The artist continues playing with a sense of contrast in his large-format paintings on canvas, almost abstract images made in black ink on layers of white gold leaf. These gigantic hallucinative shadows of flowers painted by Othoniel refer to a more anxious vision of the world. Contrary to the prismatic garden shown in the main space of the gallery, these dark calligraphic works bring the viewer into pure abstraction and contemplation. The ‘Kiku’ paintings show the artist’s fondness for the art of drawing that is at the very core of his practice since the beginning of his career.
Jean-Michel Othoniel’s enchanting aesthetics revolves around the notion of emotional geometry.
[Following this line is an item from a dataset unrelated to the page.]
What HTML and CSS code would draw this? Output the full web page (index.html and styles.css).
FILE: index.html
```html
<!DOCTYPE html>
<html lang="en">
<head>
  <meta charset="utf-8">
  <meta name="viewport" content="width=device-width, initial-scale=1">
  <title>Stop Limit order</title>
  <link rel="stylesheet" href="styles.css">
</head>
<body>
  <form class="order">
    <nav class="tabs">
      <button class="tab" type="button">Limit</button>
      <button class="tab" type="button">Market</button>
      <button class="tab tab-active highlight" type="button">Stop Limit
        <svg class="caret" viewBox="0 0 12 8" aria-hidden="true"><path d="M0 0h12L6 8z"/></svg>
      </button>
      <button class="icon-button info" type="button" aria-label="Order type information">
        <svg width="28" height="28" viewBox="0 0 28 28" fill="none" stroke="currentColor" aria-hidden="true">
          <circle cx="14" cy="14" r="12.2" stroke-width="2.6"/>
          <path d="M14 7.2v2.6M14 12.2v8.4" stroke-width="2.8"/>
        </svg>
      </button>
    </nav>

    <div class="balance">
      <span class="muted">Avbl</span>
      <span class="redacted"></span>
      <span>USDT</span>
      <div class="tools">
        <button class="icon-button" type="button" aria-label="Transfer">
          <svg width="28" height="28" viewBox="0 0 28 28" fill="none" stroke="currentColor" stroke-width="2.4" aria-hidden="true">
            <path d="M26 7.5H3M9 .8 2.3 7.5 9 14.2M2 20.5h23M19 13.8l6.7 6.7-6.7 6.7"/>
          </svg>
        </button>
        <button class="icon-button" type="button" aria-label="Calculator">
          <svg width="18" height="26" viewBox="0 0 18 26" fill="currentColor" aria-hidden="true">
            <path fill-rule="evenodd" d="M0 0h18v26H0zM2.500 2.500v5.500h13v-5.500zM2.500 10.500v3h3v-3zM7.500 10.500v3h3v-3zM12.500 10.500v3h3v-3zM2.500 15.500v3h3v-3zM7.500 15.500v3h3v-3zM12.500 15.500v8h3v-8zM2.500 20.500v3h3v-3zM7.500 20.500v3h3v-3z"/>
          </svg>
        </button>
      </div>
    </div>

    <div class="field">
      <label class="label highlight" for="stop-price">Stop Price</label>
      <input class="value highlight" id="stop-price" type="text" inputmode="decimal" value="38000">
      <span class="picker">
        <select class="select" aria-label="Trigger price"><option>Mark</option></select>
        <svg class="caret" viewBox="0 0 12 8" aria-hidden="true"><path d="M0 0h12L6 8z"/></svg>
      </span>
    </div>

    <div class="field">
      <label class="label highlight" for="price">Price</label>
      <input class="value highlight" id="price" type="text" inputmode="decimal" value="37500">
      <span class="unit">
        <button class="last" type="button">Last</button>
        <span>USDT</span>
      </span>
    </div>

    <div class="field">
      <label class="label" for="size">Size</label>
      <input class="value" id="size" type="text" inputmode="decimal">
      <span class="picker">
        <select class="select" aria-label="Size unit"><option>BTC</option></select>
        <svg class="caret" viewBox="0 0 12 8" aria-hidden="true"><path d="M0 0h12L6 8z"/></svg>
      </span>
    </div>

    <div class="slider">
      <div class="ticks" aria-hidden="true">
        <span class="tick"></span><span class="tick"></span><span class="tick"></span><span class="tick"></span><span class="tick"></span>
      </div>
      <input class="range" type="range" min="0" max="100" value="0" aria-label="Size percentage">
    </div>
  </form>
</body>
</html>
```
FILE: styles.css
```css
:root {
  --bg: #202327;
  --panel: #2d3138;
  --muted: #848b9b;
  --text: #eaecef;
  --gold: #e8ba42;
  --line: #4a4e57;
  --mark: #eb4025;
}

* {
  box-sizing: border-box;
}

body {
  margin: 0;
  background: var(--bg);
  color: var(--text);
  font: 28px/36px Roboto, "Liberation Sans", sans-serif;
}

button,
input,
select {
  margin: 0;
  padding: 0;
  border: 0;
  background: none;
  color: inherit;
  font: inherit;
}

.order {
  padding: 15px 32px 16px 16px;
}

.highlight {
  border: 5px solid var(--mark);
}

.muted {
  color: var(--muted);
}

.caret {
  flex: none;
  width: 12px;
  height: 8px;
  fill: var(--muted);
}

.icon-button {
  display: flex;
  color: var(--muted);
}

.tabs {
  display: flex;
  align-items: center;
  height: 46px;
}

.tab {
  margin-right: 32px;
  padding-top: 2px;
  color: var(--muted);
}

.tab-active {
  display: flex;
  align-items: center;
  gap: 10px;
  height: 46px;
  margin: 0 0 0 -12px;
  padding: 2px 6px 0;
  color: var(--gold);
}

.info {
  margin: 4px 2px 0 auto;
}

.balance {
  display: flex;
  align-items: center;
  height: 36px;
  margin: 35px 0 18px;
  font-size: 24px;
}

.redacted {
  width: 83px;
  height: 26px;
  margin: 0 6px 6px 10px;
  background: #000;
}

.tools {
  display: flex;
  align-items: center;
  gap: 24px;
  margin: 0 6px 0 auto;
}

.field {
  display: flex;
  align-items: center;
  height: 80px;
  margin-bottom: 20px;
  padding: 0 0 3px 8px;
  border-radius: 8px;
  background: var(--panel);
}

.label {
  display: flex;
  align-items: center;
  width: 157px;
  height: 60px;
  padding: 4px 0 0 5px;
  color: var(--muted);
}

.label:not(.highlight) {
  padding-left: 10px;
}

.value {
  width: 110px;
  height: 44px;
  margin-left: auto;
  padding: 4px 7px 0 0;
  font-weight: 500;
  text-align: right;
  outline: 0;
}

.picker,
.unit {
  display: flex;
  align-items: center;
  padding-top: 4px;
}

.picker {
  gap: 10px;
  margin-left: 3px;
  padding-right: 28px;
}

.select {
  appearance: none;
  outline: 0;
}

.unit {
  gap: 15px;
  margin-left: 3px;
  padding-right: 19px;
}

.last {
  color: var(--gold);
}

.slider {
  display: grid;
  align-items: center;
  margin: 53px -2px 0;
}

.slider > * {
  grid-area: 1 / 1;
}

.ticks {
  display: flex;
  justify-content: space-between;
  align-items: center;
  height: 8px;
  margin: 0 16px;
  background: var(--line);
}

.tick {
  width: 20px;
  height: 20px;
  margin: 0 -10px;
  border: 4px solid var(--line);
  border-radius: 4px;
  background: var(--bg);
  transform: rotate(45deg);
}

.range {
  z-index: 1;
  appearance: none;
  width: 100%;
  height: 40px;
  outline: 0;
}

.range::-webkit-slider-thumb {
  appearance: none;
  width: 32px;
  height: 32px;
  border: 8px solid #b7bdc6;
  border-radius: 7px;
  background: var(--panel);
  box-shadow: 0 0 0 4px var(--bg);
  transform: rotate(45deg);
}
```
Using the repetition of modular elements such as bricks or his signature beads, which are his most recurring motif, he creates exquisite jewelry-like sculptures whose relationship to human scale ranges from intimacy to monumentality. His predilection for materials with reversible and often reflective properties–particularly blown glass that has been the hallmark of his practice since the early 1990s–relates to the deeply equivocal nature of his art. Monumental yet delicate, baroque yet minimal, poetic yet political, his contemplative forms, like oxymorons, have the power to reconcile opposites. While his dedication to site-specific commissions for public spaces has led some of his work to take an almost architectural turn, Jean-Michel Othoniel’s holistic sensibility further compares to feng shui or the art of harmonising people with their environment, in his case allowing viewers to inhabit his world through reflection and motion.